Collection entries
-- begin --

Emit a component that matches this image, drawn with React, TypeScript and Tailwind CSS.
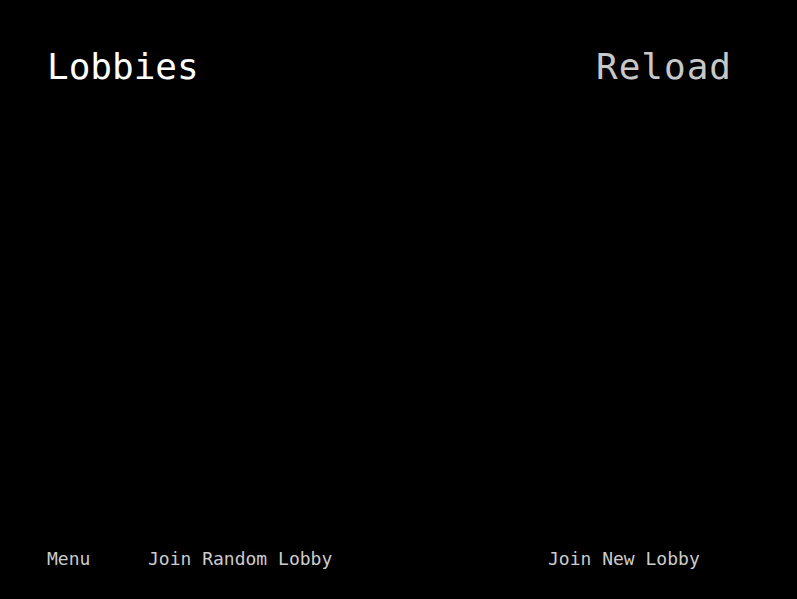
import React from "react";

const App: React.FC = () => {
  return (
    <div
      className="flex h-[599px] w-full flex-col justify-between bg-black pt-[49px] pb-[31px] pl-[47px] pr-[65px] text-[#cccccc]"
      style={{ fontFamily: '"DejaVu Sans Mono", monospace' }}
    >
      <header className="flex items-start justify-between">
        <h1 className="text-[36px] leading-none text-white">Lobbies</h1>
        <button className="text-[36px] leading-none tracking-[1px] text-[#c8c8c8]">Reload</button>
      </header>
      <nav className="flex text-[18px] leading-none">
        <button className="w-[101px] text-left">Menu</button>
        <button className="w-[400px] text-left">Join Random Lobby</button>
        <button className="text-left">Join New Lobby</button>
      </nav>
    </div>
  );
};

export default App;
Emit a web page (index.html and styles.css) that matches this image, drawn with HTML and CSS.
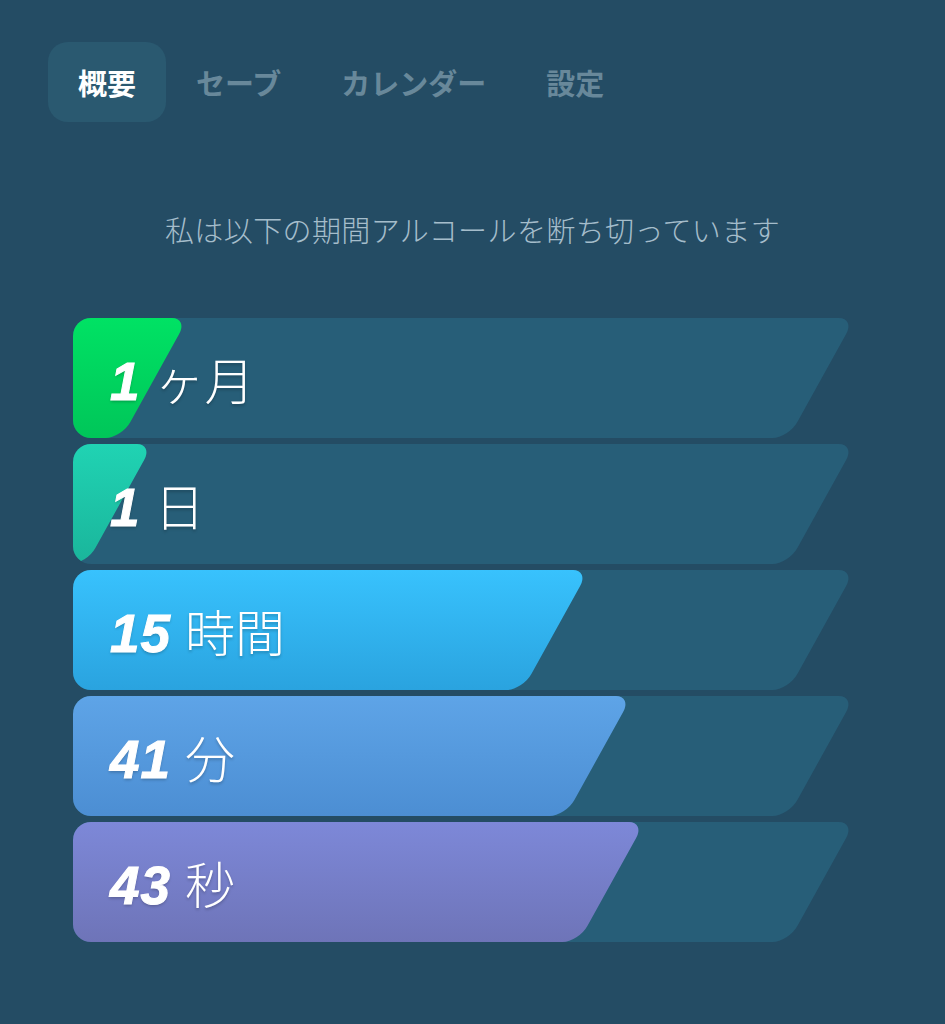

-- end --

▶ _EXERCISE PROMPT_
Give the entries again word for word, but skip the pictures.

▶ _RESULT_
Emit a component that matches this image, drawn with React, TypeScript and Tailwind CSS.
import React from "react";

const App: React.FC = () => {
  return (
    <div
      className="flex h-[599px] w-full flex-col justify-between bg-black pt-[49px] pb-[31px] pl-[47px] pr-[65px] text-[#cccccc]"
      style={{ fontFamily: '"DejaVu Sans Mono", monospace' }}
    >
      <header className="flex items-start justify-between">
        <h1 className="text-[36px] leading-none text-white">Lobbies</h1>
        <button className="text-[36px] leading-none tracking-[1px] text-[#c8c8c8]">Reload</button>
      </header>
      <nav className="flex text-[18px] leading-none">
        <button className="w-[101px] text-left">Menu</button>
        <button className="w-[400px] text-left">Join Random Lobby</button>
        <button className="text-left">Join New Lobby</button>
      </nav>
    </div>
  );
};

export default App;
Emit a web page (index.html and styles.css) that matches this image, drawn with HTML and CSS.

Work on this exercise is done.